High-efficient synthesis of NaBH4 by solid-phase electrolysis process on a core-shell-type cathode

NaBH4 is a promising hydrogen storage material, while faced with enormous difficulties for scale-up application due to regeneration issues. In this study, a highly efficient and economical strategy for the electrosynthesis of NaBH4 from hydrolysis by-product NaB(OH)(4) has been proposed. By fabricating solid-phase electrodes with NaB (OH)(4) and electrocatalyst etc., the mass transfer process of B(OH)(4)(-) at the cathode surface was remarkably improved, thus reducing the resistance of the cathodic reaction.
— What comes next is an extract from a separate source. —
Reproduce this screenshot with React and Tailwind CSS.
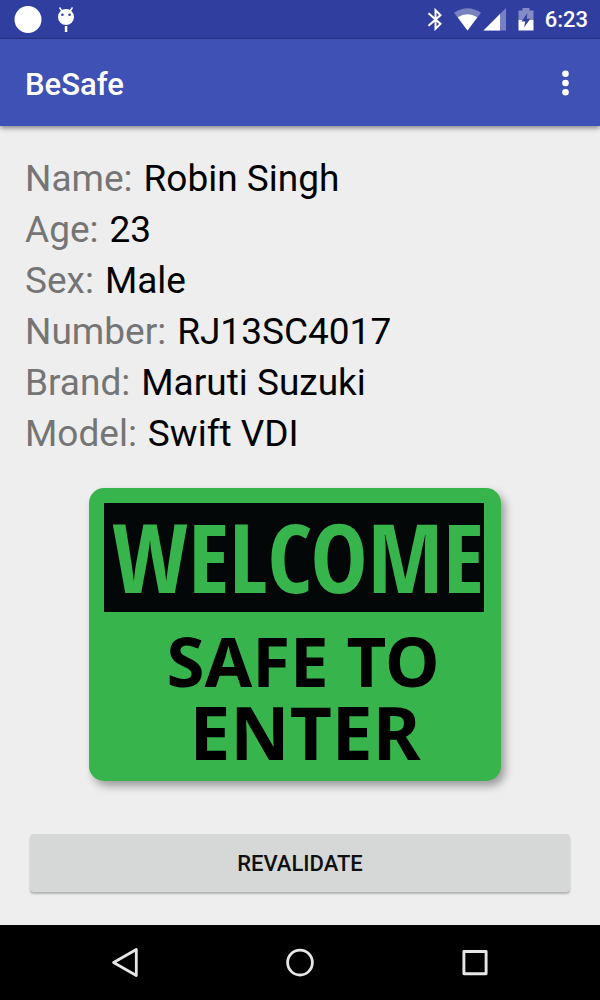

Meanwhile, XPS, FTIR, and CV analyses were combined to reveal the reaction path and control steps of B(OH)(4)(-) reduction to BH4- in the electrocatalytic system. The formation of NaBH4 and intermediates (BH(OH)(3)(-) , BH2(OH)(2)(-), and BH3(OH)(-)) is the gradual replacement of (OH)(-) in NaB(OH)(4) by H- . Furthermore, this study reveals that PbO has a suitable hydrogen evolution overpotential and excellent selective catalytic activity. The current efficiency for NaBH4 synthesis via solid-phase electrolysis was up to 68.12 % by systematically regulating various factors.